Religion
- Affiliation: Judaism (former)
- Ecclesiastical or organizational status: Synagogue (1889–1926)
- Status: Closed;; Sold and repurposed;

Location
- Location: President Street, Johannesburg, Transvaal
- Country: South Africa
- Interactive map of President Street Synagogue
- Coordinates: 26°12′13″S 28°02′43″E﻿ / ﻿26.2036°S 28.0452°E

Architecture
- Architect: Arthur Reid
- Type: Synagogue architecture
- Established: 1887 (as a congregation)
- Groundbreaking: November 1888
- Completed: 1889

Specifications
- Direction of façade: South
- Materials: Brick

= President Street Synagogue =

Former Jewish synagogue in Transvaal, South Africa

The President Street Synagogue was a former Jewish congregation and synagogue, located in Johannesburg, Transvaal, South Africa. It was the first synagogue in Transvaal and was completed in 1889. The synagogue building was sold in 1926.

== History ==
The first Jewish service in Johannesburg was held in the store of a Mr. Weinstein on the corner of Mark and Harrison Streets. The first High Holy Days services were held in 1887 in the old Rand Club of Johannesburg on Commissioner Street by the rabbi Joel Rabinowitz.
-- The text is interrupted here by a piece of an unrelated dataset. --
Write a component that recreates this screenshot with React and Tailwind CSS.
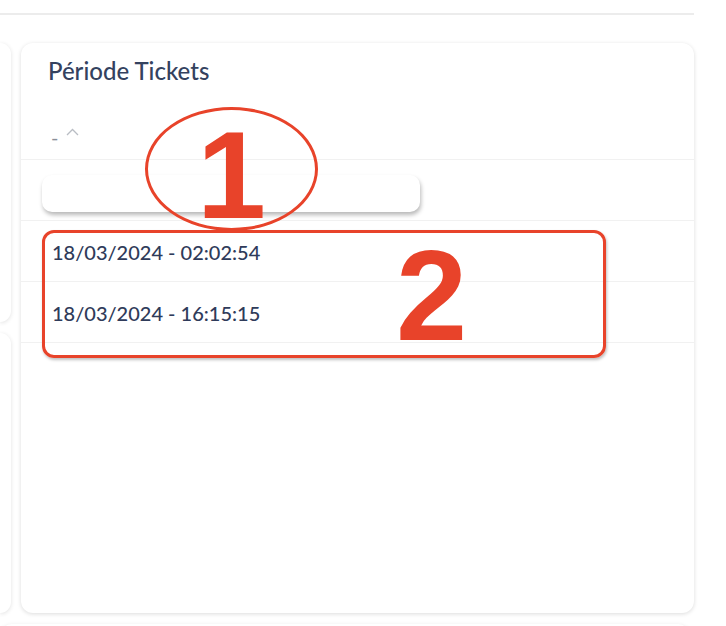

Shortly, afterwards, from 1888–89, the President Street Synagogue was built. It was one of the first brick buildings in the young city and was designed by Arthur Reid and Robert McCowat and contracted to a Mr. Rowe. E. Mendelsohn laid the cornerstone on September 24, 1889, but the date was later held to be November 1888. When it was completed, Johannesburg had a Jewish population of approximately 100. The synagogue looked south onto President Street and stretched between Kruis and Von Brandis Streets. It was sold in March 1926.